From: A History of the Corruptions of Christianity By Joseph Priestley, 1871 edition, pp. 326, 327

IT is remarkable, that, notwithstanding the doctrine concerning the person of Christ had been the great subject of controversy ever since the promulgation of Christianity, there is no mention made of any difference of opinion concerning the Holy Spirit, that attracted any notice, till after the commencement of the Arian controversy, and even till after the Council of Nice.

Justin Martyr, to whom we are indebted for the first rudiments of the doctrine of the divinity of Christ, says but little concerning the Holy Spirit; and from that little it is not easy to conclude what his real opinion was. But it is probable that he considered the Spirit as a created being, since he represents him as inferior to Christ.

Ireneaus seems to have considered the Holy Spirit as a divine influence, and no proper person. "By the name of Christ," he says, "we are given to understand one who anoints, one who is anointed, and the unction with which he is anointed. It is the Father who anoints, but the Son is anointed in the Spirit."

Valentinus thought the Holy Spirit to be of the same rank with the angels.

Origen considered it as doubtful whether, since all things are made by Christ, the Holy Spirit was not made by him. And after discussing the question a little, he says, "We who maintain three hypostases, the Father, Sen, and Spirit, and believe that the Father only is unbegotten, think it more agreeable to piety and truth, to maintain that the Holy Spirit is superior to all things that were made by Christ."

Tertullian seems to have thought that the Holy Spirit was derived from Christ, in the same manner as Christ was derived from God.

Novatian, who had as much orthodoxy with respect to the Trinity as any person of his age, certainly did not believe in the divinity of the Holy Spirit, whom he represents as inferior to the Son, whom also he makes greatly inferior to the Father. "Christ," says he, "is greater than the'Paraclete; for he would not receive of'Christ if he was not less than he."

Athenagoras considered the Holy Spirit as an efflux from the Deity, flowing out and drawn into him again at pleasure, as a beam from the sun.

Eusebius, who appears to have been, as orthodox as other writers of his age with respect to the Son, (if his writings may be allowed to testify for him), and who certainly was not bold in heresy, scrupled not to consider the Spirit as made by the Son. "The Holy Spirit," says he, "is neither God nor the Son, because he did not derive his birth from the Father, like the Son, but in one of the things that was made by the Son; because all things were made by him, and without him was nothing made."

Even Hilary, who wrote so largely concerning the divinity of the Son, seems not to have had the same persuasion concerning that of the Holy Spirit; but, in the little that he says on the subject, seems rather to have considered the Spirit as a divine influence.
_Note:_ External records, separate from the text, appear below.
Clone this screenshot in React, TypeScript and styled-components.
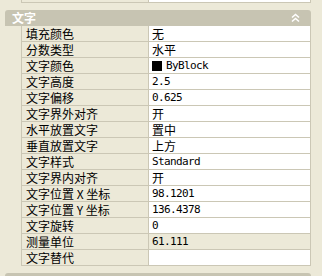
import React from 'react';
import styled, { createGlobalStyle } from 'styled-components';

const Global = createGlobalStyle`
  html, body { margin: 0; padding: 0; background: #ece9d8; overflow: hidden; }
  body { font-family: "Noto Sans CJK SC", sans-serif; font-size: 12px; color: #000; }
`;

const Panel = styled.div`
  width: 322px;
  height: 276px;
  overflow: hidden;
  background: #ece9d8;
  display: flex;
  flex-direction: column;
`;

const Section = styled.section`
  display: flex;
  flex-direction: column;
  padding: 0 11px 0 5px;
  margin-top: 7px;
`;

const Header = styled.div`
  height: 16px;
  background: #c7c4b2;
  border-radius: 3px 3px 0 0;
  display: flex;
  align-items: center;
  justify-content: space-between;
  padding: 0 11px 0 7px;
  color: #fff;
  font-weight: bold;
  font-size: 12px;
  line-height: 16px;
`;

const Table = styled.div`
  margin-left: 16px;
  width: 290px;
  box-sizing: border-box;
  border-left: 1px solid #cbc7b5;
  border-right: 1px solid #cbc7b5;
  display: flex;
  flex-direction: column;
`;

const StubTable = styled(Table)`
  margin-left: 21px;
`;

const Row = styled.div<{ $h?: number }>`
  display: grid;
  grid-template-columns: 127px 1fr;
  height: ${(p) => p.$h ?? 16}px;
  box-sizing: border-box;
  border-bottom: 1px solid #cbc7b5;
`;

const Label = styled.div`
  background: #ece9d8;
  border-right: 1px solid #cbc7b5;
  padding-left: 4px;
  line-height: 15px;
  white-space: nowrap;
  overflow: hidden;
`;

const Value = styled.div<{ $readonly?: boolean; $mono?: boolean }>`
  background: ${(p) => (p.$readonly ? '#ece9d8' : '#fff')};
  padding-left: 3px;
  line-height: 15px;
  white-space: nowrap;
  overflow: hidden;
  display: flex;
  align-items: center;
  gap: 4px;
  ${(p) =>
    p.$mono
      ? `font-family: "DejaVu Sans Mono", "Noto Sans CJK SC", monospace; font-size: 11px; letter-spacing: -0.62px;`
      : ''}
`;

const Swatch = styled.span`
  width: 10px;
  height: 10px;
  background: #000;
  flex: none;
`;

const Chevron = () => (
  <svg width="9" height="10" viewBox="0 0 9 10" fill="none" stroke="#fff" strokeWidth="1.6">
    <polyline points="1,4.5 4.5,1.5 8,4.5" />
    <polyline points="1,8.5 4.5,5.5 8,8.5" />
  </svg>
);

type Item = { label: string; value: string; mono?: boolean; swatch?: boolean; readonly?: boolean };

const items: Item[] = [
  { label: '填充颜色', value: '无' },
  { label: '分数类型', value: '水平' },
  { label: '文字颜色', value: 'ByBlock', mono: true, swatch: true },
  { label: '文字高度', value: '2.5', mono: true },
  { label: '文字偏移', value: '0.625', mono: true },
  { label: '文字界外对齐', value: '开' },
  { label: '水平放置文字', value: '置中' },
  { label: '垂直放置文字', value: '上方' },
  { label: '文字样式', value: 'Standard', mono: true },
  { label: '文字界内对齐', value: '开' },
  { label: '文字位置 X 坐标', value: '98.1201', mono: true },
  { label: '文字位置 Y 坐标', value: '136.4378', mono: true },
  { label: '文字旋转', value: '0', mono: true },
  { label: '测量单位', value: '61.111', mono: true, readonly: true },
  { label: '文字替代', value: '' },
];

export default function App() {
  return (
    <Panel>
      <Global />
      <StubTable>
        <Row $h={3}>
          <Label />
          <Value />
        </Row>
      </StubTable>
      <Section>
        <Header>
          <span>文字</span>
          <Chevron />
        </Header>
        <Table>
          {items.map((it) => (
            <Row key={it.label}>
              <Label>{it.label}</Label>
              <Value $mono={it.mono} $readonly={it.readonly}>
                {it.swatch && <Swatch />}
                {it.value}
              </Value>
            </Row>
          ))}
        </Table>
      </Section>
      <Section>
        <Header />
      </Section>
    </Panel>
  );
}
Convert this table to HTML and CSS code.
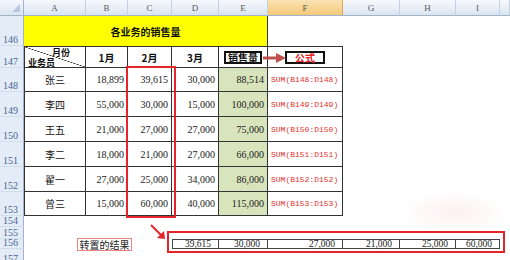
FILE: index.html
```html
<!DOCTYPE html>
<html lang="zh">
<head>
<meta charset="utf-8">
<title>各业务的销售量</title>
<link rel="stylesheet" href="styles.css">
</head>
<body>
<div class="sheet">
  <div class="corner"></div>
  <div class="ch">A</div><div class="ch">B</div><div class="ch">C</div><div class="ch">D</div><div class="ch">E</div><div class="ch sel">F</div><div class="ch">G</div><div class="ch">H</div><div class="ch">I</div><div class="ch"></div>

  <div class="rh">146</div>
  <div class="title">各业务的销售量</div>
  <div class="e s5"></div>

  <div class="rh">147</div>
  <div class="t top first hd diag"><span class="m">月份</span><span class="p">业务员</span></div>
  <div class="t top hd">1月</div>
  <div class="t top hd">2月</div>
  <div class="t top hd">3月</div>
  <div class="t top hd"><span class="tag">销售量</span></div>
  <div class="t top hd"><span class="tag red">公式</span></div>
  <div class="e s4"></div>

  <div class="rh">148</div>
  <div class="t first name">张三</div>
  <div class="t num">18,899</div><div class="t num">39,615</div><div class="t num">30,000</div>
  <div class="t num green">88,514</div>
  <div class="t f">SUM(B148:D148)</div>
  <div class="e s4"></div>

  <div class="rh">149</div>
  <div class="t first name">李四</div>
  <div class="t num">55,000</div><div class="t num">30,000</div><div class="t num">15,000</div>
  <div class="t num green">100,000</div>
  <div class="t f">SUM(B149:D149)</div>
  <div class="e s4"></div>

  <div class="rh">150</div>
  <div class="t first name">王五</div>
  <div class="t num">21,000</div><div class="t num">27,000</div><div class="t num">27,000</div>
  <div class="t num green">75,000</div>
  <div class="t f">SUM(B150:D150)</div>
  <div class="e s4"></div>

  <div class="rh">151</div>
  <div class="t first name">李二</div>
  <div class="t num">18,000</div><div class="t num">21,000</div><div class="t num">27,000</div>
  <div class="t num green">66,000</div>
  <div class="t f">SUM(B151:D151)</div>
  <div class="e s4"></div>

  <div class="rh">152</div>
  <div class="t first name">翟一</div>
  <div class="t num">27,000</div><div class="t num">25,000</div><div class="t num">34,000</div>
  <div class="t num green">86,000</div>
  <div class="t f">SUM(B152:D152)</div>
  <div class="e s4"></div>

  <div class="rh">153</div>
  <div class="t first name">曾三</div>
  <div class="t num">15,000</div><div class="t num">60,000</div><div class="t num">40,000</div>
  <div class="t num green">115,000</div>
  <div class="t f">SUM(B153:D153)</div>
  <div class="e s4"></div>

  <div class="rh">154</div>
  <div class="e s10"></div>

  <div class="rh">155</div>
  <div class="e s10"></div>

  <div class="rh">156</div>
  <div class="e s3"></div>
  <div class="tr firsttr">39,615</div>
  <div class="tr">30,000</div>
  <div class="tr">27,000</div>
  <div class="tr">21,000</div>
  <div class="tr">25,000</div>
  <div class="tr">60,000</div>
  <div class="e"></div>

  <div class="rh">157</div>
  <div class="e s10"></div>

  <div class="watermark"></div>
  <div class="hl hl-col"></div>
  <div class="hl hl-row"></div>
  <div class="label">转置的结果</div>
  <svg class="arrow-right" width="26" height="12" viewBox="0 0 26 12">
    <line x1="1" y1="6" x2="16" y2="6" stroke="#c0504d" stroke-width="3"/>
    <polygon points="14,1 24,6 14,11" fill="#c0504d"/>
  </svg>
  <svg class="arrow-diag" width="20" height="20" viewBox="0 0 20 20">
    <line x1="2" y1="2" x2="12" y2="12" stroke="#e3242b" stroke-width="2"/>
    <polygon points="8,15 16,16 15,8" fill="#e3242b"/>
  </svg>
</div>
</body>
</html>
```

FILE: styles.css
```css
* { box-sizing: border-box; margin: 0; padding: 0; }

body {
  margin: 0;
  background: #fff;
  color: #111;
  font-family: "Noto Sans CJK SC", sans-serif;
  overflow: hidden;
}

.sheet {
  position: relative;
  display: grid;
  grid-template-columns: 24px 62px 42px 44px 47px 49px 75px 57px 56px 44px 10px;
  grid-template-rows: 16px 30px 22px 24px 25px 25px 25px 25px 24px 11px 12px 10px 16px;
  width: 510px;
  height: 260px;
  overflow: hidden;
}

.corner {
  position: relative;
  background: linear-gradient(#f4f7fc, #dce5f1);
  border-right: 1px solid #9fb4cc;
  border-bottom: 1px solid #9fb4cc;
}
.corner::after {
  content: "";
  position: absolute;
  right: 3px;
  bottom: 3px;
  border-left: 8px solid transparent;
  border-bottom: 8px solid #b7c8de;
}

.ch {
  background: linear-gradient(#f6f9fd, #dbe4f0);
  border-right: 1px solid #c3d0e1;
  border-bottom: 1px solid #9fb4cc;
  display: flex;
  align-items: center;
  justify-content: center;
  font-family: "Liberation Serif", serif;
  font-size: 9px;
  color: #5a5a5a;
}
.ch.sel {
  background: linear-gradient(#fbe3b4, #f3c978);
  border-right-color: #d9a85a;
}

.rh {
  background: #e4ecf7;
  border-right: 1px solid #9fb4cc;
  border-bottom: 1px solid #d3deec;
  display: flex;
  align-items: flex-end;
  padding-left: 3px;
  font-family: "Liberation Serif", serif;
  font-size: 10px;
  line-height: 10px;
  color: #4a6590;
}

.title {
  grid-column: span 5;
  background: #ffff00;
  border-right: 1px solid #333;
  display: flex;
  align-items: center;
  justify-content: center;
  font-weight: 700;
  font-size: 10px;
}

.e { background: #fff; }
.s3 { grid-column: span 3; }
.s4 { grid-column: span 4; }
.s5 { grid-column: span 5; }
.s10 { grid-column: span 10; }

.t {
  border-right: 1px solid #333;
  border-bottom: 1px solid #333;
  display: flex;
  align-items: center;
  font-size: 10px;
}
.top { border-top: 1px solid #333; }
.first { border-left: 1px solid #333; }

.hd {
  justify-content: center;
  font-weight: 700;
}

.diag {
  flex-direction: column;
  align-items: stretch;
  justify-content: space-between;
  padding: 1px 3px 0;
  font-size: 9px;
  line-height: 9px;
  background: linear-gradient(to top right, transparent calc(50% - 0.6px), #333 50%, transparent calc(50% + 0.6px));
}
.diag .m { align-self: flex-end; margin-right: 12px; }
.diag .p { align-self: flex-start; }

.name { justify-content: center; }

.num {
  justify-content: flex-end;
  padding-right: 3px;
  font-family: "Liberation Serif", serif;
  font-size: 10px;
  color: #222;
}
.green { background: #d8e4bc; }

.f {
  padding-left: 3px;
  font-family: "Liberation Mono", monospace;
  font-size: 8px;
  color: #e3302c;
}

.tag {
  border: 2px solid #111;
  background: #fff;
  padding: 0 2px;
  font-size: 10px;
  line-height: 9px;
  font-weight: 700;
}
.tag.red { color: #e8201f; padding: 0 8px; }

.tr {
  border-top: 1px solid #444;
  border-bottom: 1px solid #444;
  border-right: 1px solid #444;
  display: flex;
  align-items: center;
  justify-content: flex-end;
  padding-right: 7px;
  font-family: "Liberation Serif", serif;
  font-size: 9.5px;
  line-height: 8px;
  color: #222;
}
.firsttr { border-left: 1px solid #444; }

.hl {
  position: absolute;
  border: 2px solid #e3242b;
}
.hl-col { left: 126px; top: 66px; width: 50px; height: 152px; }
.hl-row { left: 167px; top: 231px; width: 338px; height: 22px; }

.label {
  position: absolute;
  left: 77px;
  top: 238px;
  width: 55px;
  height: 13px;
  border: 1px solid #e88585;
  background: #fff;
  display: flex;
  align-items: center;
  justify-content: center;
  font-size: 10px;
  line-height: 10px;
  color: #222;
}

.arrow-right { position: absolute; left: 262px; top: 52px; }
.arrow-diag { position: absolute; left: 149px; top: 223px; }

.watermark {
  position: absolute;
  left: 400px;
  top: 190px;
  width: 110px;
  height: 45px;
  background: radial-gradient(ellipse at center, rgba(235, 160, 160, 0.16), rgba(235, 160, 160, 0) 70%);
}
```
The reasoning of the fathers concerning the divinity of the Holy Spirit lies in a much smaller compass than that concerning the divinity of the Son. One principal reason of this is, that so little mention is made of the Holy Spirit in the Scriptures, and still less that can possibly be construed into an evidence of his being a divine person. This is a circumstance that could not escape notice, and which required to be accounted for by the orthodox

Among others, Epiphanius has advanced a reason which is curious enough. It goes upon the idea of the Holy Spirit being that person of the three which immediately dictated the Scriptures. He says, that "the Holy Spirit says little concerning himself, that he might not commend himself, the Scriptures being written to give us examples."

It was Athanasius, the great advocate for the divinity of Christ, and his consubstantiality with the Father, who also exerted himself strenuously and effectually in behalf of that of the Holy Spirit, whose divinity was denied by Macedonius. He informs us, that he was in the deserts of Egypt when he heard of that heresy, and that he wrote from thence to prevent the spread of it. He had so much influence in, Egypt, that a Synod was immediately called there, which he attended, and where the Holy Spirit was for the first time decreed to be consubstantial with the Father and the Son.

Not long after this, the divinity of the Holy Spirit was more solemnly determined at a council held in Constantinople, and from that time it was deemed equally heretical to deny the divinity of the Spirit as that of the Son.